|

Kekalahan RIDO di Pilkada Jakarta, Sinyal Awal Pertarungan Jokowi vs Prabowo

MEDIA NASIONAL OBOR KEADILAN | JAKARTA –
Kekalahan pasangan Ridwan Kamil-Suswono (RIDO) dalam Pilkada Jakarta 2024 menjadi panggung awal pertarungan politik antara Presiden Prabowo Subianto dan mantan Presiden Joko Widodo (Jokowi). Sikap Prabowo yang menerima hasil Pilkada tanpa perlawanan hukum kontras dengan Jokowi yang mendorong langkah ke Mahkamah Konstitusi (MK).

Keputusan pasangan RIDO untuk tidak melanjutkan gugatan dinilai sebagai sinyal jelas dari perbedaan strategi politik antara keduanya. "Gerindra, melalui Sekjen Ahmad Muzani, menyatakan penghormatan terhadap hasil Pilkada Jakarta. Ini menjadi alasan utama mengapa RIDO tidak melanjutkan gugatan ke MK," ujar Pengamat Ekonomi Sosial Senior sekaligus Guru Besar IPB Bogor, Ketua Dewan Pakar Asprindo Prof. Didin S. Damanhuri, kepada media pada Kamis, 12 Desember 2024.

Perbedaan Visi Jokowi dan Prabowo

Prof. Didin menilai, pertarungan politik antara Jokowi dan Prabowo semakin mencuat meskipun keduanya kerap tampil seolah tanpa konflik. "Indikasi pertentangan terlihat dalam penyikapan terhadap Pilkada Jakarta hingga perbedaan paradigma pembangunan," jelasnya.

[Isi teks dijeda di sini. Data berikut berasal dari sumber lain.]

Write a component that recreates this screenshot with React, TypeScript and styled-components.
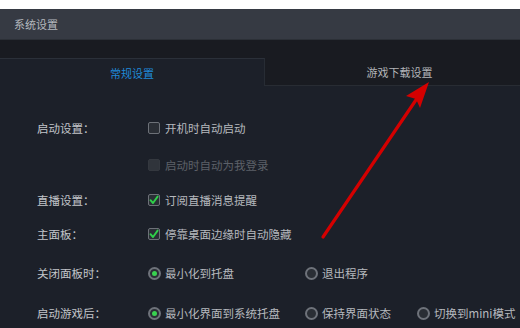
import styled, { createGlobalStyle } from "styled-components";

const GlobalStyle = createGlobalStyle`
	html, body {
		margin: 0;
		padding: 0;
		background: #ffffff;
	}
	body {
		font-family: "Noto Sans CJK SC", "Noto Sans", sans-serif;
	}
`;

type Option = { text: string; kind: "check" | "radio"; on?: boolean; disabled?: boolean };
type Row = { label?: string; gap: number; options: Option[] };

const rows: Row[] = [
	{ label: "启动设置：", gap: 32, options: [{ text: "开机时自动启动", kind: "check" }] },
	{ gap: 17, options: [{ text: "启动时自动为我登录", kind: "check", disabled: true }] },
	{ label: "直播设置：", gap: 15, options: [{ text: "订阅直播消息提醒", kind: "check", on: true }] },
	{ label: "主面板：", gap: 14, options: [{ text: "停靠桌面边缘时自动隐藏", kind: "check", on: true }] },
	{
		label: "关闭面板时：",
		gap: 19,
		options: [
			{ text: "最小化到托盘", kind: "radio", on: true },
			{ text: "退出程序", kind: "radio" },
		],
	},
	{
		label: "启动游戏后：",
		gap: 20,
		options: [
			{ text: "最小化界面到系统托盘", kind: "radio", on: true },
			{ text: "保持界面状态", kind: "radio" },
			{ text: "切换到mini模式", kind: "radio" },
		],
	},
];

export default function App() {
	return (
		<>
			<GlobalStyle />
			<Page>
				<Window>
					<TitleBar>系统设置</TitleBar>
					<TabBar>
						<Tab $active>常规设置</Tab>
						<Tab>游戏下载设置</Tab>
					</TabBar>
					<Content>
						{rows.map((row, i) => (
							<SettingRow key={i} $gap={row.gap}>
								<Label>{row.label}</Label>
								<Options>
									{row.options.map((opt) => (
										<OptionItem key={opt.text} $disabled={opt.disabled}>
											{opt.kind === "check" ? (
												<CheckBox $disabled={opt.disabled}>
													{opt.on && (
														<svg width="10" height="10" viewBox="0 0 10 10">
															<path d="M1.5 5.2 L4 8 L8.6 1.6" fill="none" stroke="#2fd04a" strokeWidth="1.9" strokeLinecap="round" strokeLinejoin="round" />
														</svg>
													)}
												</CheckBox>
											) : (
												<Radio $on={opt.on} />
											)}
											{opt.text}
										</OptionItem>
									))}
								</Options>
							</SettingRow>
						))}
					</Content>
					<Arrow width="520" height="328" viewBox="0 0 520 328">
						<line x1="323" y1="237" x2="420" y2="94" stroke="#d40000" strokeWidth="3.2" strokeLinecap="round" />
						<path d="M429 82 L406 96 L416 99 L420 108 Z" fill="#d40000" />
					</Arrow>
				</Window>
			</Page>
		</>
	);
}

const Page = styled.div`
	width: 520px;
	height: 328px;
	padding-top: 9px;
	box-sizing: border-box;
	background: #ffffff;
	overflow: hidden;
`;

const Window = styled.div`
	position: relative;
	height: 319px;
	background: #1c2029;
	display: flex;
	flex-direction: column;
`;

const TitleBar = styled.div`
	height: 30px;
	line-height: 30px;
	padding-left: 14px;
	background: #363a43;
	border-bottom: 1px solid #2c3037;
	color: #b4b8be;
	font-size: 11px;
`;

const TabBar = styled.div`
	display: flex;
	height: 46px;
	background: #191b21;
`;

const Tab = styled.div<{ $active?: boolean }>`
	display: flex;
	align-items: center;
	justify-content: center;
	font-size: 11px;
	box-sizing: border-box;
	${(p) =>
		p.$active
			? `
		width: 265px;
		margin-top: 18px;
		height: 28px;
		background: #1c2029;
		border-top: 1px solid #2b3039;
		border-right: 1px solid #272c34;
		color: #1f8ad9;
	`
			: `
		flex: 1;
		padding-top: 18px;
		padding-left: 14px;
		border-bottom: 1px solid #282c33;
		color: #b2b4b8;
	`}
`;

const Content = styled.div`
	flex: 1;
`;

const SettingRow = styled.div<{ $gap: number }>`
	display: grid;
	grid-template-columns: 111px 1fr;
	align-items: center;
	height: 20px;
	margin-top: ${(p) => p.$gap}px;
	padding-left: 37px;
`;

const Label = styled.div`
	color: #c2c5ca;
	font-size: 11.5px;
`;

const Options = styled.div`
	display: grid;
	grid-template-columns: 157px 112px auto;
	align-items: center;
`;

const OptionItem = styled.div<{ $disabled?: boolean }>`
	display: flex;
	align-items: center;
	gap: 4px;
	white-space: nowrap;
	font-size: 11.5px;
	color: ${(p) => (p.$disabled ? "#5c6068" : "#b6b9be")};
`;

const CheckBox = styled.span<{ $disabled?: boolean }>`
	display: inline-flex;
	align-items: center;
	justify-content: center;
	width: 12px;
	height: 12px;
	box-sizing: border-box;
	border-radius: 2px;
	border: 1px solid ${(p) => (p.$disabled ? "#34383f" : "#6d7178")};
	background: ${(p) => (p.$disabled ? "#30343b" : "#2a2e35")};
	margin-right: 1px;
`;

const Radio = styled.span<{ $on?: boolean }>`
	display: inline-flex;
	align-items: center;
	justify-content: center;
	width: 13px;
	height: 13px;
	box-sizing: border-box;
	border-radius: 50%;
	border: 2px solid #6e727a;
	background: #2a2e35;
	&::after {
		content: "";
		width: 5px;
		height: 5px;
		border-radius: 50%;
		background: ${(p) => (p.$on ? "#39d150" : "transparent")};
	}
`;

const Arrow = styled.svg`
	position: absolute;
	left: 0;
	top: -9px;
	pointer-events: none;
`;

Prabowo, melalui pidato pelantikannya, menegaskan komitmen pembangunan berbasis rakyat (people’s centre), berbeda dengan kebijakan Jokowi yang disebut berbasis oligarki (oligarchy’s centre). Komitmen ini diulang dalam forum internasional seperti APEC dan G-20 dengan fokus pada pengentasan kemiskinan, swasembada pangan, kemandirian energi, dan pemberantasan korupsi besar-besaran.

Namun, Prof. Didin juga mengkritik "kabinet gemuk" yang dibentuk Prabowo, menyebutnya sebagai langkah sementara untuk menjaga stabilitas politik. "Hanya soal waktu sebelum Prabowo merombak menteri-menteri titipan Jokowi," ujarnya, mengutip informasi dari Wakil Ketua DPR, Sufmi Dasco Ahmad.

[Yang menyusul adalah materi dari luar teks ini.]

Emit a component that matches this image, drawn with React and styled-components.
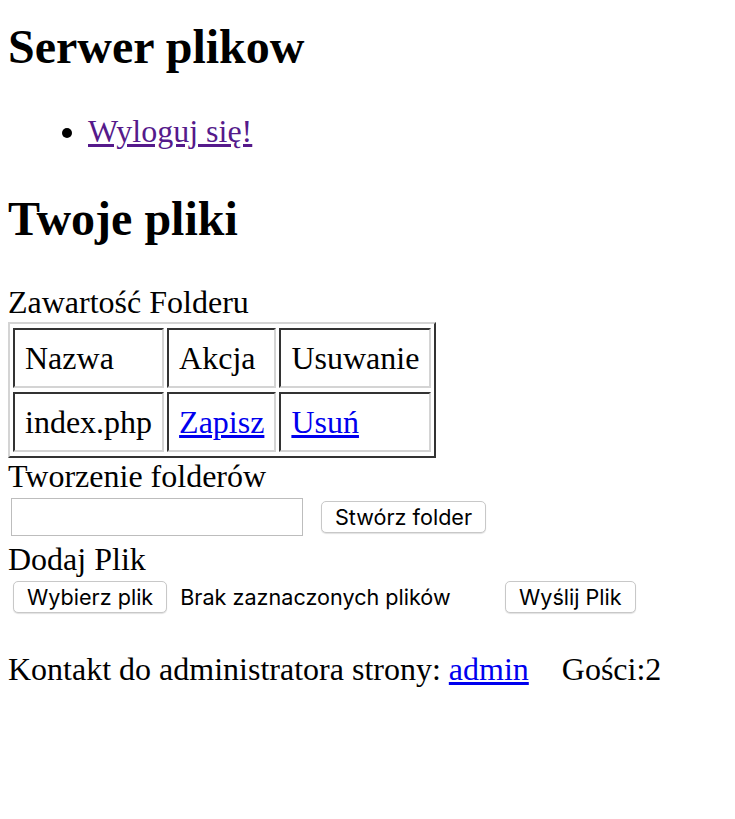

Gesekan di Kalangan Elite Politik

Tanda-tanda perlawanan terhadap pengaruh Jokowi juga muncul di kalangan menteri. Menteri Perumahan dan Pemukiman, Muararar Sirait, misalnya, mengkritik proyek perumahan elit yang dinilai menciptakan "negara dalam negara". Sementara itu, Menteri Agraria dan Tata Ruang, Nusron Wahid, menolak perluasan PIK-2 yang tidak sesuai dengan tata ruang, meskipun proyek tersebut didukung Jokowi.

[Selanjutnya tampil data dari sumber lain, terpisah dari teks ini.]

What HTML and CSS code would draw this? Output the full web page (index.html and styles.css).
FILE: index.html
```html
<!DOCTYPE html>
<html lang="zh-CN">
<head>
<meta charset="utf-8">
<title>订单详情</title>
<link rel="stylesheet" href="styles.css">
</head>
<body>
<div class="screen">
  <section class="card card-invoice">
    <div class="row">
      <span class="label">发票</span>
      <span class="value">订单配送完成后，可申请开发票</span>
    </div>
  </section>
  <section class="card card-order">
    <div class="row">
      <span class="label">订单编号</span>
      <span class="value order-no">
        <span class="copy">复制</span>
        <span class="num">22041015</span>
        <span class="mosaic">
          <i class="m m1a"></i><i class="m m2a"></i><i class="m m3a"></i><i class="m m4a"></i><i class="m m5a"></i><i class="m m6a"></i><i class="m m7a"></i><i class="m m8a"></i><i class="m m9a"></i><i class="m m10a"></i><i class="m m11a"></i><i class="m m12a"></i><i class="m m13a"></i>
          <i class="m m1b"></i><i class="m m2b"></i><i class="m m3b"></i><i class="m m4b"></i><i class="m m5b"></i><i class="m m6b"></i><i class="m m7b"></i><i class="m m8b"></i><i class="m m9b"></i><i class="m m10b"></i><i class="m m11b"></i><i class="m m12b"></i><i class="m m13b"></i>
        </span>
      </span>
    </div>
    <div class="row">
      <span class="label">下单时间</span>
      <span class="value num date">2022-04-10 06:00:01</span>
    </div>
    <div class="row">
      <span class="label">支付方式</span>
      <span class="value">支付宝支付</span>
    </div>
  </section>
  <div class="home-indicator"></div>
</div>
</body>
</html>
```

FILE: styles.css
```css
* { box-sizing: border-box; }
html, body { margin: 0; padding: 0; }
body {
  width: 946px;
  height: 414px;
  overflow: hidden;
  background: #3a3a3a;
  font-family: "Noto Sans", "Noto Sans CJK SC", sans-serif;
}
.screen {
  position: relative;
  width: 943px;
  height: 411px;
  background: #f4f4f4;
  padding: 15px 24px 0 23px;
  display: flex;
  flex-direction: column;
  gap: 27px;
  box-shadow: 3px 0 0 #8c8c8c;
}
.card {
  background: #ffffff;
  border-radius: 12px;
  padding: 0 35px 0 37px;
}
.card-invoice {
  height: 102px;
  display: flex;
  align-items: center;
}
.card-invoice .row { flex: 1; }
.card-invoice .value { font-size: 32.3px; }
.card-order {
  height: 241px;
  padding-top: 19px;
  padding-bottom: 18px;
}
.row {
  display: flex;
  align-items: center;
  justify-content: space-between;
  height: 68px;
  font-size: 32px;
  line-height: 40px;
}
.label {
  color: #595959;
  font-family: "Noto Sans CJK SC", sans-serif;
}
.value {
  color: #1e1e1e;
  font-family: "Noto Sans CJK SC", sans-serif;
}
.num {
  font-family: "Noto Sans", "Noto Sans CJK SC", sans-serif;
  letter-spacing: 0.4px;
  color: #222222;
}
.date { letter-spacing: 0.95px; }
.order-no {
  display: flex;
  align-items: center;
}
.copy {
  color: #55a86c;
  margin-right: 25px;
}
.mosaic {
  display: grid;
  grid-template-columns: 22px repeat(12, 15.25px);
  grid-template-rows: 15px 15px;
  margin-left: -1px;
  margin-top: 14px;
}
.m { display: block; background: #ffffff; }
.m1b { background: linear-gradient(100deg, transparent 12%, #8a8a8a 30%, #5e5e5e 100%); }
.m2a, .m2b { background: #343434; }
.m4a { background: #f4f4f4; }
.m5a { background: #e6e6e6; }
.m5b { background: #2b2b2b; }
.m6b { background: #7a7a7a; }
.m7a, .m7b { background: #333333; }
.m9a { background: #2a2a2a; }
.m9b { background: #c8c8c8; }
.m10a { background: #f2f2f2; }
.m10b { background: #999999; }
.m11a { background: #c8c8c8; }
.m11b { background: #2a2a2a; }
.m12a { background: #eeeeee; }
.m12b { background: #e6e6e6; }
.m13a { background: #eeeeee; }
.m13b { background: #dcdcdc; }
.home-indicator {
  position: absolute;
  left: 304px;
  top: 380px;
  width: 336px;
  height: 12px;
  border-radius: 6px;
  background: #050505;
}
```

Menteri Desa, Yandri Susanto, juga mengkritik pengerahan aparat desa untuk mendukung pembangunan proyek yang sebelumnya diklaim sebagai Proyek Strategis Nasional (PSN) tetapi belakangan statusnya dicabut.

Kemenangan Pram-Doel, Pukulan Bagi Jokowi

Kemenangan pasangan Pram-Doel dalam satu putaran di Pilkada Jakarta, yang didukung Anies Baswedan, dianggap sebagai pukulan besar bagi pengaruh Jokowi. "Ini bukti nyata perlawanan terhadap cawe-cawe Jokowi dalam Pilkada serentak," kata Prof. Didin.

Selain itu, kebijakan Prabowo melalui DPR yang membatasi kenaikan PPN hanya untuk barang mewah juga diapresiasi publik, berbeda dengan rencana kenaikan PPN Jokowi yang dinilai menguntungkan oligarki.

Pertarungan Politik Menuju 2029

Ambisi Jokowi untuk tetap berperan dalam politik, termasuk mencalonkan putranya Gibran Rakabuming, menjadi tantangan besar bagi Prabowo. Namun, masyarakat berharap Prabowo mampu membawa perubahan melalui platform pembangunan yang berorientasi pada rakyat.

"Prabowo harus berani mereformasi tatanan demokrasi dan hukum yang rusak selama 10 tahun terakhir. Jika tidak, cita-cita Indonesia Emas 2045 akan terancam," pungkas Prof. Didin.